▶ **Instructions for the task**:
Return a copy of each line that holds the string "this".

▶ **Dataset content**:
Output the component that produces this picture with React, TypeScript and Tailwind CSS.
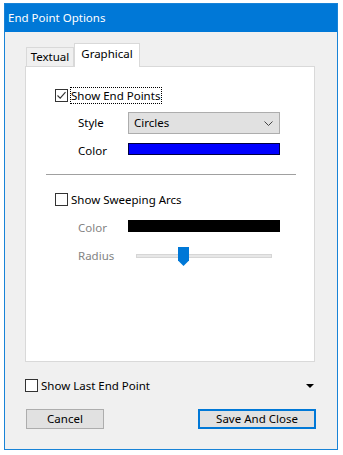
import React from 'react';

const font = { fontFamily: '"Noto Sans", "Segoe UI", sans-serif' };

function CheckBox({ checked }: { checked?: boolean }) {
  return (
    <span className="flex h-[13px] w-[13px] shrink-0 items-center justify-center border border-[#333333] bg-white">
      {checked && (
        <svg width="11" height="11" viewBox="0 0 11 11">
          <path d="M1.5 5.5 L4.2 8.2 L9.5 2.2" fill="none" stroke="#333333" strokeWidth="1.1" />
        </svg>
      )}
    </span>
  );
}

export default function App() {
  return (
    <div className="h-[455px] w-[343px] bg-white pl-[4px] pt-[3px] text-[11.5px] leading-none text-black" style={font}>
      <div className="flex h-[447px] w-[334px] flex-col border border-[#1883d7] bg-[#f0f0f0]">
        {/* Title bar */}
        <div className="flex h-[28px] shrink-0 items-center bg-[#0078d7] pl-[3px] text-[11.5px] text-white">
          End Point Options
        </div>

        <div className="flex flex-col pl-[20px] pr-[22px]">
          {/* Tabs */}
          <div className="mt-[11px] flex items-end pl-[1px]">
            <div className="flex h-[19px] w-[48px] items-center justify-center border border-b-0 border-[#d9d9d9] bg-[#f0f0f0]">
              Textual
            </div>
            <div className="relative z-10 -mb-px flex h-[24px] w-[66px] items-start justify-center border border-b-0 border-[#d9d9d9] bg-white pt-[4px]">
              Graphical
            </div>
          </div>

          {/* Panel */}
          <div className="flex h-[296px] w-[290px] flex-col border border-[#d9d9d9] bg-white">
            <div className="mt-[20px] flex h-[17px] items-center pl-[29px]">
              <CheckBox checked />
              <span className="ml-[2px] flex h-[17px] items-center border border-dotted border-black pr-[1px]">
                Show End Points
              </span>
            </div>

            <div className="mt-[8px] flex h-[22px] items-center pl-[52px]">
              <span className="w-[50px]">Style</span>
              <div className="flex h-[22px] w-[152px] items-center justify-between border border-[#adadad] bg-[#e1e1e1] pl-[5px] pr-[6px]">
                <span>Circles</span>
                <svg width="9" height="5" viewBox="0 0 9 5">
                  <path d="M0.5 0.5 L4.5 4.5 L8.5 0.5" fill="none" stroke="#444444" strokeWidth="1" />
                </svg>
              </div>
            </div>

            <div className="mt-[9px] flex h-[12px] items-center pl-[52px]">
              <span className="mt-[3px] w-[50px]">Color</span>
              <div className="h-[12px] w-[152px] border border-[#000040] bg-[#0000ff]" />
            </div>

            <div className="ml-[20px] mt-[19px] h-px w-[250px] bg-[#a0a0a0]" />

            <div className="mt-[16px] flex h-[17px] items-center pl-[29px]">
              <CheckBox />
              <span className="ml-[3px]">Show Sweeping Arcs</span>
            </div>

            <div className="mt-[12px] flex h-[12px] items-center pl-[52px] text-[#838383]">
              <span className="mt-[3px] w-[50px]">Color</span>
              <div className="h-[12px] w-[152px] bg-black" />
            </div>

            <div className="mt-[14px] flex h-[20px] items-center pl-[52px] text-[#838383]">
              <span className="w-[58px]">Radius</span>
              <div className="relative h-[20px] w-[136px]">
                <div className="absolute left-0 top-[8px] h-[4px] w-[136px] border border-[#d6d6d6] bg-[#e7e7e7]" />
                <svg className="absolute left-[42px] top-[1px]" width="11" height="19" viewBox="0 0 11 19">
                  <path d="M0 0 H11 V13.5 L5.5 19 L0 13.5 Z" fill="#0078d7" />
                </svg>
              </div>
            </div>
          </div>

          {/* Show last end point */}
          <div className="mt-[17px] flex h-[13px] items-center justify-between">
            <div className="flex items-center">
              <CheckBox />
              <span className="ml-[3px]">Show Last End Point</span>
            </div>
            <svg className="mr-[1px]" width="8" height="4" viewBox="0 0 8 4">
              <path d="M0 0 H8 L4 4 Z" fill="#000000" />
            </svg>
          </div>

          {/* Buttons */}
          <div className="mt-[17px] flex items-center justify-between pl-[1px]">
            <button className="flex h-[20px] w-[78px] items-center justify-center border border-[#adadad] bg-[#e1e1e1]">
              Cancel
            </button>
            <button className="-mr-[1px] flex h-[20px] w-[118px] items-center justify-center border-2 border-[#0078d7] bg-[#e1e1e1]">
              Save And Close
            </button>
          </div>
        </div>
      </div>
    </div>
  );
}
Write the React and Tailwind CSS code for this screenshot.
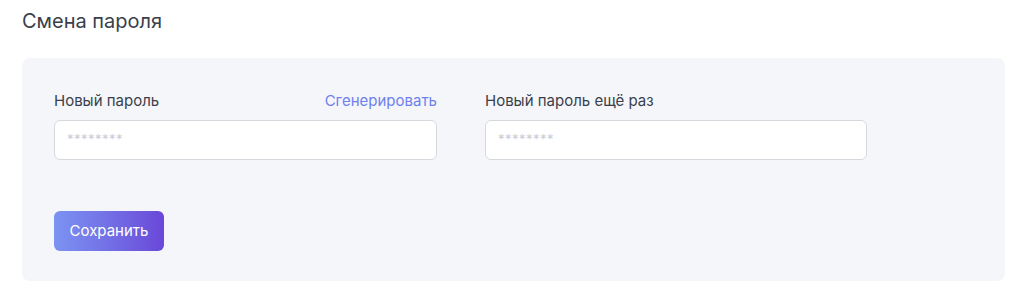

▶ **Task solution**:
Output the component that produces this picture with React, TypeScript and Tailwind CSS.
Write the React and Tailwind CSS code for this screenshot.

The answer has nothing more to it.